The Naples Forum on Service has reached its fourth edition and, after the success of its past experiences (see www.naplesforumonservice.it) is about to start its organization with inspiring scientific premises. For the 2015 Forum we move from islands to the hearth of the city of Naples, in a charming cultural and historic venue; the historic city centre is the largest in Europe and is listed by UNESCO as a Wold Heritage Site. The Naples Forum is an effort to stimulate Paradigm 3 research, communicate it and speed up its progress (for a brief article on the paradigms, see Gummesson, 2012).
• Paradigm 1 (pre-1970s) where service was not at all on the agenda in marketing and management research and education.
• Paradigm 2 (1970s-2000s) when service research grew exponentially with seminal contributions from Northern Europe, France, UK, USA and other countries with goods/services differences in the center but lacking syntheses and unifying theory.
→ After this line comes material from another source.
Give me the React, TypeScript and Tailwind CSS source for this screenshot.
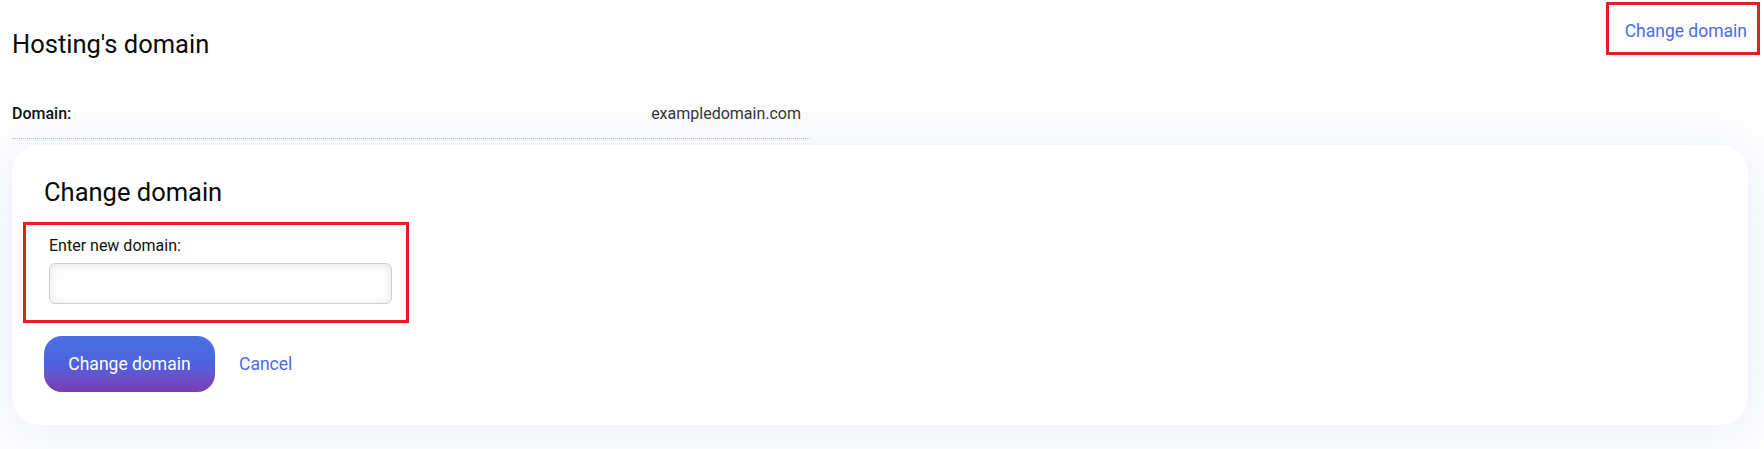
import React from "react";

export default function App() {
  return (
    <div className="min-h-[449px] w-full bg-white font-['Roboto',sans-serif] text-[#111]">
      <div className="flex flex-col pl-[12px] pr-[4px] pb-[23px]">
        <div className="flex items-start justify-between">
          <h1 className="mt-[29px] text-[25.5px] leading-[30px] font-normal text-[#0a0a0a]">Hosting's domain</h1>
          <div className="mt-[2px] border-[3px] border-[#e31e24] pt-[16px] pb-[11px] pl-[16px] pr-[10px]">
            <a className="block text-[17.5px] leading-[20px] text-[#4a6cea] cursor-pointer">Change domain</a>
          </div>
        </div>
        <div className="mt-[45px] w-[798px] flex items-center justify-between pb-[14px] border-b border-dotted border-[#bdbdbd]">
          <span className="text-[16px] leading-[20px] font-medium text-[#111]">Domain:</span>
          <span className="pr-[9px] text-[16px] leading-[20px] text-[#333]">exampledomain.com</span>
        </div>
        <div className="mt-[6px] mr-[12px] rounded-[28px] bg-white px-[32px] pt-[32px] pb-[33px] shadow-[0_6px_60px_8px_rgba(110,130,200,0.13)]">
          <h2 className="text-[25.5px] leading-[30px] font-normal text-[#0a0a0a]">Change domain</h2>
          <div className="mt-[15px] -ml-[21px] w-[386px] border-[3px] border-[#e31e24] pt-[11px] pb-[16px] pl-[23px] pr-[14px]">
            <label className="block text-[16px] leading-[20px] text-[#111]">Enter new domain:</label>
            <input
              type="text"
              className="mt-[7px] block h-[41px] w-[343px] rounded-[6px] border border-[#cfcfcf] bg-[#fdfdfd] shadow-[inset_0_2px_8px_rgba(0,0,0,0.09)] outline-none"
            />
          </div>
          <div className="mt-[13px] flex items-center gap-[24px]">
            <button className="h-[56px] w-[171px] rounded-[18px] bg-gradient-to-b from-[#4a70e6] via-[#4d63dc] to-[#7a3ab6] text-[17.5px] leading-[20px] font-normal text-white">
              Change domain
            </button>
            <a className="text-[17.5px] leading-[20px] text-[#4a6cea] cursor-pointer">Cancel</a>
          </div>
        </div>
      </div>
    </div>
  );
}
• Paradigm 3 (2000s-) when service research moved its focus from differences to commonalities and interdependencies between goods and services. It also moved from the supplier value chain to the value network of all stakeholders (“balanced centricity”) and service (in the singular) became the output irrespective of input. The roles of suppliers and customers have also changed through the recognition ofcocreation of value with resource integration with customer-to-customer interaction (C2C) or more broadly as actor-to-actor interaction (A2A). In the core of Paradigm 3 is the recognition of complexity. Service systems are enormously complex – it is not sufficient to study the relationship between just a few variables. The new millennium brought with it openings to address complexity and take a more systemic view. Service-Dominant (S-D) Logic contributed a tentative higher level service theory of the best contributions of the past and showed directions for the future. Service Science started from practitioner experiences and challenges our way of designing and implementing service systems. Network Theory and Systems Theory have been deployed to address complexity with applications like Many-to-Many-Marketing and the Viable Systems Approach (VSA). These developments form the 3 Pillars of the Naples Forum. With them it is motivated to label our current economy a Service Economy.
The transition to Paradigm 3 is developing – but it takes time and effort. Service research got under way 40 years ago and it is only now that we are beginning to sense the full picture of our economies as complex networks of service systems with a mission to enhance value for consumers, citizens, businesses and society as a whole. The following sections offer brief reviews of the characteristics of the 3 Pillars ending with reference to some recent publications on each of them.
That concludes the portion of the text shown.